I dry sand up to 600, then cover the lathe bed and use wet micro mesh pads up to the max, which is 12,000. 

After that, I use Hut Ultra Gloss Plastic Polish. I am not sure that it adds much, but I imagine that it does.

I used to apply Renaissance Wax after that, until one of my friends asked, "After you polish it so nice, why would you dull the shine with wax?" After that, I stopped at the plastic polish and didn't use the Renaissance Wax any more.


----------



## TonyL (Oct 14, 2019)

There is a way to removed scratches/polish using "vapor". I watched a YouTube videos several time and it didn't look like it was something that I can do safely.
I use sharp tools, sand paper and buffing compounds. I was highly interested in the chemical vapor and heating methods though.


----------



## DrD (Oct 14, 2019)

Another view point would be to talk to some automobile detailing/restoration experts and see what they use.  I have wet papers up to 12000 ANSI Grit Equivalent which is a whole heap finer than 12000 MM, followed by a series of different cuts of Macguirs (SP?) or other auto polishes on the polishing wheel.


----------



## Guthriecb (Oct 15, 2019)

TonyL said:


> There is a way to removed scratches/polish using "vapor". I watched a YouTube videos several time and it didn't look like it was something that I can do safely.
> I use sharp tools, sand paper and buffing compounds. I was highly interested in the chemical vapor and heating methods though.

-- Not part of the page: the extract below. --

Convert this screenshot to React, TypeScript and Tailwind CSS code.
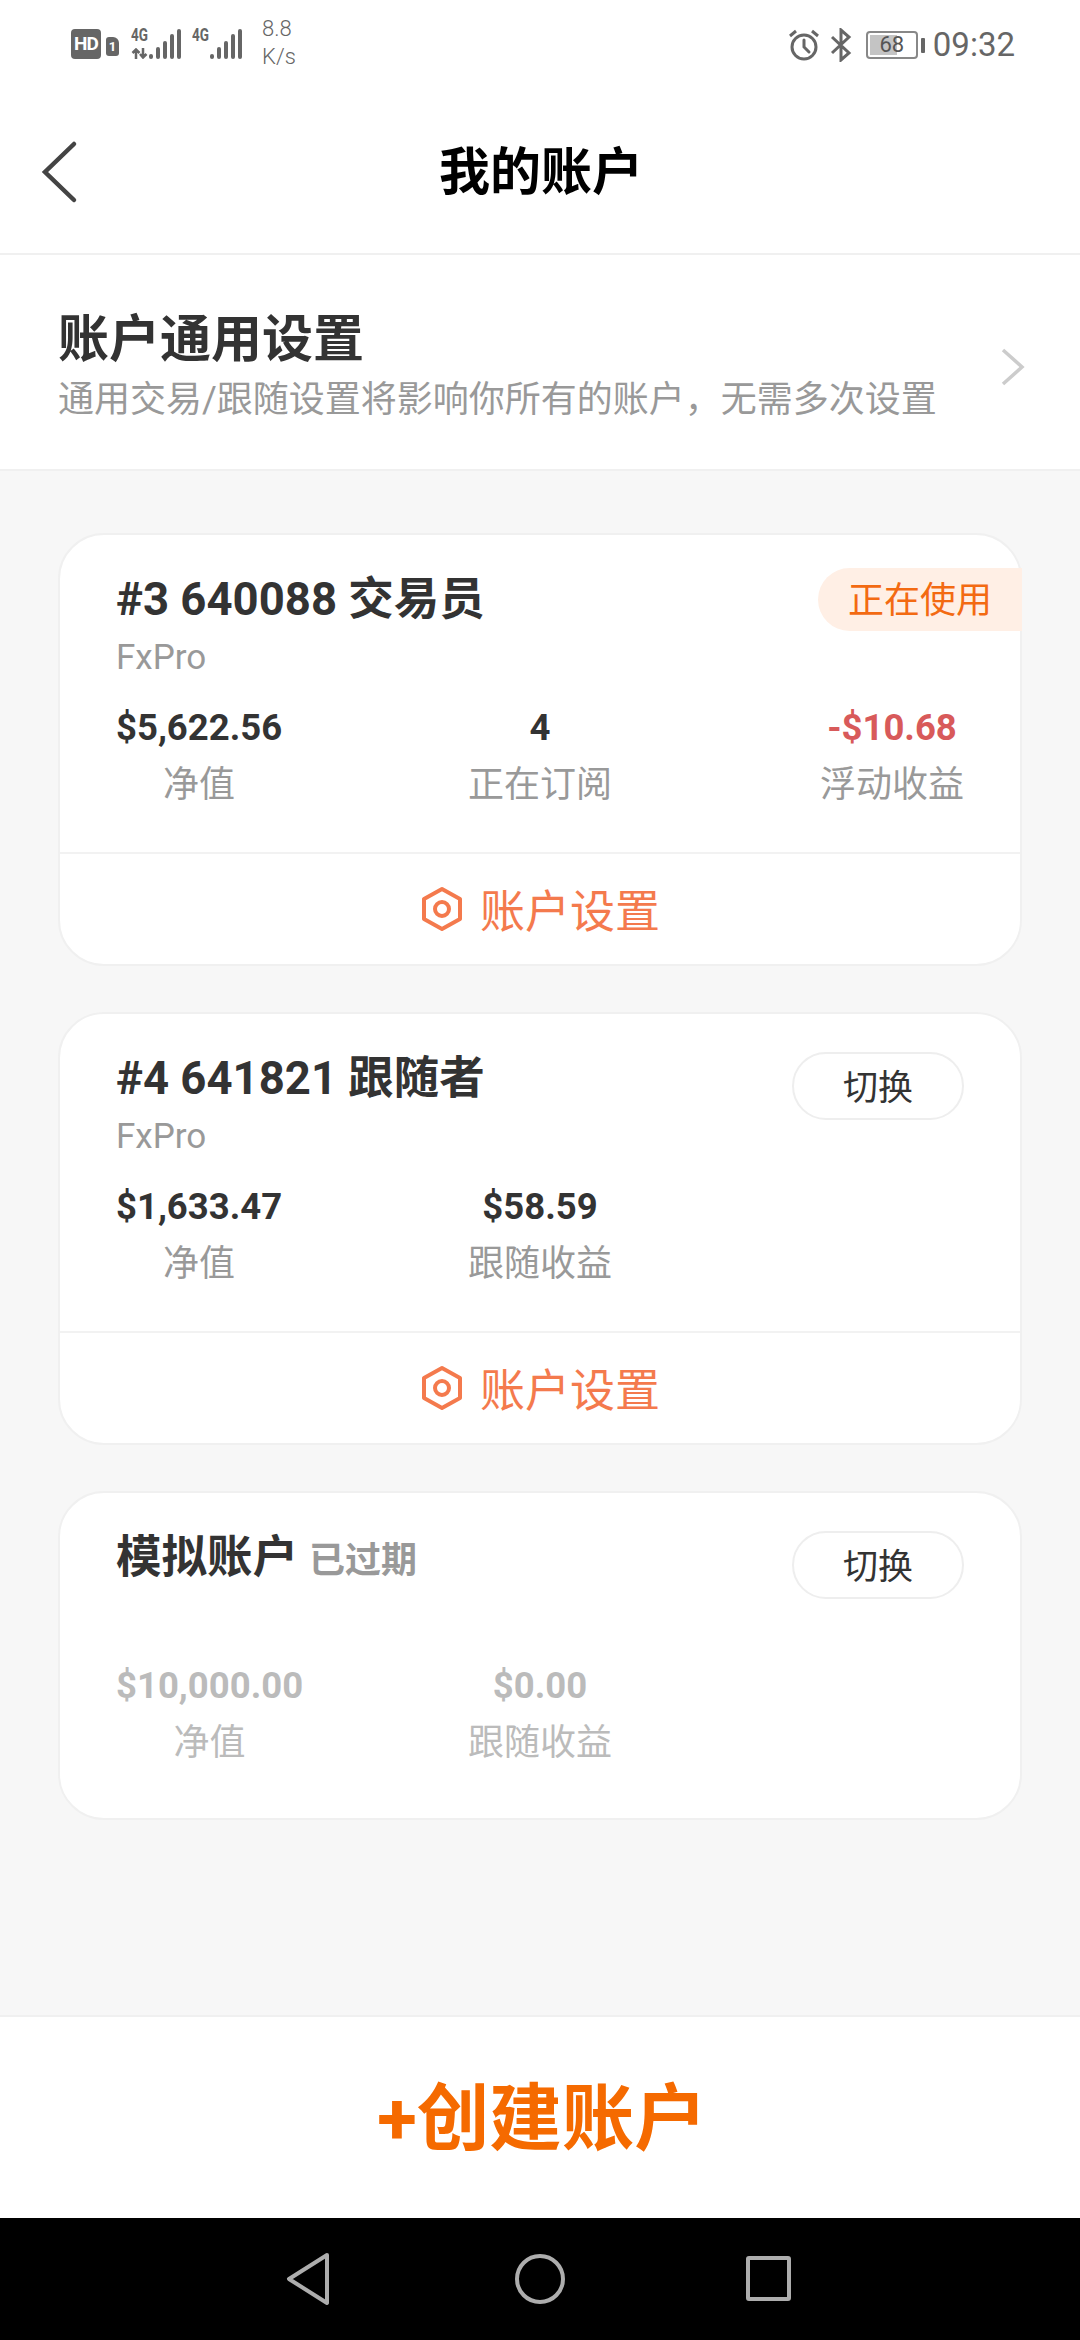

I saw a video comparing vapor, flame, and polish. The flame won, but it wasn’t a pen. He was trying to make optical quality lenses I think. I just found it interesting and wondered if anyone had something off the wall that’s they do regularly. It was a cool video. The vapor method was definitely a pass for me! Lol. 


Sent from my iPhone using Tapatalk


----------